Supplied information =
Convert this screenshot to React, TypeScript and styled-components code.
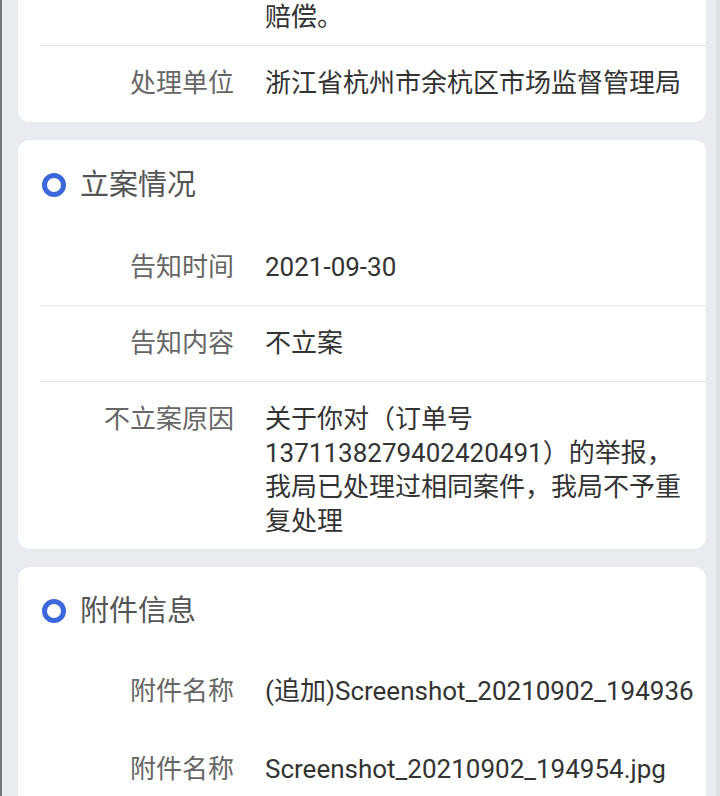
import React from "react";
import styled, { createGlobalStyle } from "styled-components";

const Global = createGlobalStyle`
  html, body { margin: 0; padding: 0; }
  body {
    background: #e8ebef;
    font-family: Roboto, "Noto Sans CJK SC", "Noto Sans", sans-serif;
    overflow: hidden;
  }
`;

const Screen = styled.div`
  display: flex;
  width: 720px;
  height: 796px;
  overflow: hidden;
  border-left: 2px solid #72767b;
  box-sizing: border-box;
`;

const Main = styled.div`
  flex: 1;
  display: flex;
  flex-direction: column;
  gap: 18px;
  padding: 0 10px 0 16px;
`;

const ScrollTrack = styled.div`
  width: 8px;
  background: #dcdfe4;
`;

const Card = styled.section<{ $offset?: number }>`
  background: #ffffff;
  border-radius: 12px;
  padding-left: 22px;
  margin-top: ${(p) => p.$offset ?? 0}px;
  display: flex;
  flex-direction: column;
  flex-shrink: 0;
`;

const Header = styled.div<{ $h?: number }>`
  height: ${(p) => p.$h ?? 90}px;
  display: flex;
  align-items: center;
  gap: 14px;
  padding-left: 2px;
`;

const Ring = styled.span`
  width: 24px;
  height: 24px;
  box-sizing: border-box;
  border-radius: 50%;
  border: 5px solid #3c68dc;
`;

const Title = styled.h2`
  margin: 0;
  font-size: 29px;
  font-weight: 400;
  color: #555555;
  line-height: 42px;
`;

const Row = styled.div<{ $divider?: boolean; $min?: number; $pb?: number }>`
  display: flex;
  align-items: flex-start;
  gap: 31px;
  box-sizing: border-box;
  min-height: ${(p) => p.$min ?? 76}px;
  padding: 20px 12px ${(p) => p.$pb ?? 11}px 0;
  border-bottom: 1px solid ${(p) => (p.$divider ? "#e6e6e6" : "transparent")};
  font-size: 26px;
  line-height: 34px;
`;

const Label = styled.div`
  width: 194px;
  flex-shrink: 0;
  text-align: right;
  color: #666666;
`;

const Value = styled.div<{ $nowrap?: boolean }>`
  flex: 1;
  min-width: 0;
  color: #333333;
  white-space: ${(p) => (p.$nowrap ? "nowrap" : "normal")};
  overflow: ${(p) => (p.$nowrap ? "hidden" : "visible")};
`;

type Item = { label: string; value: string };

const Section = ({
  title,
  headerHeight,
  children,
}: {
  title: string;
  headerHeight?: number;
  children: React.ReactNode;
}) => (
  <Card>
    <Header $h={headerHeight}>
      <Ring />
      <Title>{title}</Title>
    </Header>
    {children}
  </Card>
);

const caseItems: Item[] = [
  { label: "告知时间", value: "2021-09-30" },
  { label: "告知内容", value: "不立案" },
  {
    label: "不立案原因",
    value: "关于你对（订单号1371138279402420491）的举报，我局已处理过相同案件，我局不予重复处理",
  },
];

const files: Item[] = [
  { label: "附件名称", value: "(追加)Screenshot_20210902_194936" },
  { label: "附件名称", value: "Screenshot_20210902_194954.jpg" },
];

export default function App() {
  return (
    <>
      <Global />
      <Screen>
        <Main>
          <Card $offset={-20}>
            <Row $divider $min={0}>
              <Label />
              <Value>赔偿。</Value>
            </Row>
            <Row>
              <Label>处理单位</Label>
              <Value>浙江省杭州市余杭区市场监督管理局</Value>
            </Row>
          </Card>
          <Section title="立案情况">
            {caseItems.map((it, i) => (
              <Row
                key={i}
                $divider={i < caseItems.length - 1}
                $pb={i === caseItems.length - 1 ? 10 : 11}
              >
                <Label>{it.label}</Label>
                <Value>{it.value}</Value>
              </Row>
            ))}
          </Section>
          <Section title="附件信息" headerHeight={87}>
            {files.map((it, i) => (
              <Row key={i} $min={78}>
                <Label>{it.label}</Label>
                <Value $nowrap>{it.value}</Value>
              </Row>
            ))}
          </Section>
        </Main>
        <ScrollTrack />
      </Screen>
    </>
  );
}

What to work on =
Make an exact copy of the data above, pictures excluded.

Solved problem =
Convert this screenshot to React, TypeScript and styled-components code.
import React from "react";
import styled, { createGlobalStyle } from "styled-components";

const Global = createGlobalStyle`
  html, body { margin: 0; padding: 0; }
  body {
    background: #e8ebef;
    font-family: Roboto, "Noto Sans CJK SC", "Noto Sans", sans-serif;
    overflow: hidden;
  }
`;

const Screen = styled.div`
  display: flex;
  width: 720px;
  height: 796px;
  overflow: hidden;
  border-left: 2px solid #72767b;
  box-sizing: border-box;
`;

const Main = styled.div`
  flex: 1;
  display: flex;
  flex-direction: column;
  gap: 18px;
  padding: 0 10px 0 16px;
`;

const ScrollTrack = styled.div`
  width: 8px;
  background: #dcdfe4;
`;

const Card = styled.section<{ $offset?: number }>`
  background: #ffffff;
  border-radius: 12px;
  padding-left: 22px;
  margin-top: ${(p) => p.$offset ?? 0}px;
  display: flex;
  flex-direction: column;
  flex-shrink: 0;
`;

const Header = styled.div<{ $h?: number }>`
  height: ${(p) => p.$h ?? 90}px;
  display: flex;
  align-items: center;
  gap: 14px;
  padding-left: 2px;
`;

const Ring = styled.span`
  width: 24px;
  height: 24px;
  box-sizing: border-box;
  border-radius: 50%;
  border: 5px solid #3c68dc;
`;

const Title = styled.h2`
  margin: 0;
  font-size: 29px;
  font-weight: 400;
  color: #555555;
  line-height: 42px;
`;

const Row = styled.div<{ $divider?: boolean; $min?: number; $pb?: number }>`
  display: flex;
  align-items: flex-start;
  gap: 31px;
  box-sizing: border-box;
  min-height: ${(p) => p.$min ?? 76}px;
  padding: 20px 12px ${(p) => p.$pb ?? 11}px 0;
  border-bottom: 1px solid ${(p) => (p.$divider ? "#e6e6e6" : "transparent")};
  font-size: 26px;
  line-height: 34px;
`;

const Label = styled.div`
  width: 194px;
  flex-shrink: 0;
  text-align: right;
  color: #666666;
`;

const Value = styled.div<{ $nowrap?: boolean }>`
  flex: 1;
  min-width: 0;
  color: #333333;
  white-space: ${(p) => (p.$nowrap ? "nowrap" : "normal")};
  overflow: ${(p) => (p.$nowrap ? "hidden" : "visible")};
`;

type Item = { label: string; value: string };

const Section = ({
  title,
  headerHeight,
  children,
}: {
  title: string;
  headerHeight?: number;
  children: React.ReactNode;
}) => (
  <Card>
    <Header $h={headerHeight}>
      <Ring />
      <Title>{title}</Title>
    </Header>
    {children}
  </Card>
);

const caseItems: Item[] = [
  { label: "告知时间", value: "2021-09-30" },
  { label: "告知内容", value: "不立案" },
  {
    label: "不立案原因",
    value: "关于你对（订单号1371138279402420491）的举报，我局已处理过相同案件，我局不予重复处理",
  },
];

const files: Item[] = [
  { label: "附件名称", value: "(追加)Screenshot_20210902_194936" },
  { label: "附件名称", value: "Screenshot_20210902_194954.jpg" },
];

export default function App() {
  return (
    <>
      <Global />
      <Screen>
        <Main>
          <Card $offset={-20}>
            <Row $divider $min={0}>
              <Label />
              <Value>赔偿。</Value>
            </Row>
            <Row>
              <Label>处理单位</Label>
              <Value>浙江省杭州市余杭区市场监督管理局</Value>
            </Row>
          </Card>
          <Section title="立案情况">
            {caseItems.map((it, i) => (
              <Row
                key={i}
                $divider={i < caseItems.length - 1}
                $pb={i === caseItems.length - 1 ? 10 : 11}
              >
                <Label>{it.label}</Label>
                <Value>{it.value}</Value>
              </Row>
            ))}
          </Section>
          <Section title="附件信息" headerHeight={87}>
            {files.map((it, i) => (
              <Row key={i} $min={78}>
                <Label>{it.label}</Label>
                <Value $nowrap>{it.value}</Value>
              </Row>
            ))}
          </Section>
        </Main>
        <ScrollTrack />
      </Screen>
    </>
  );
}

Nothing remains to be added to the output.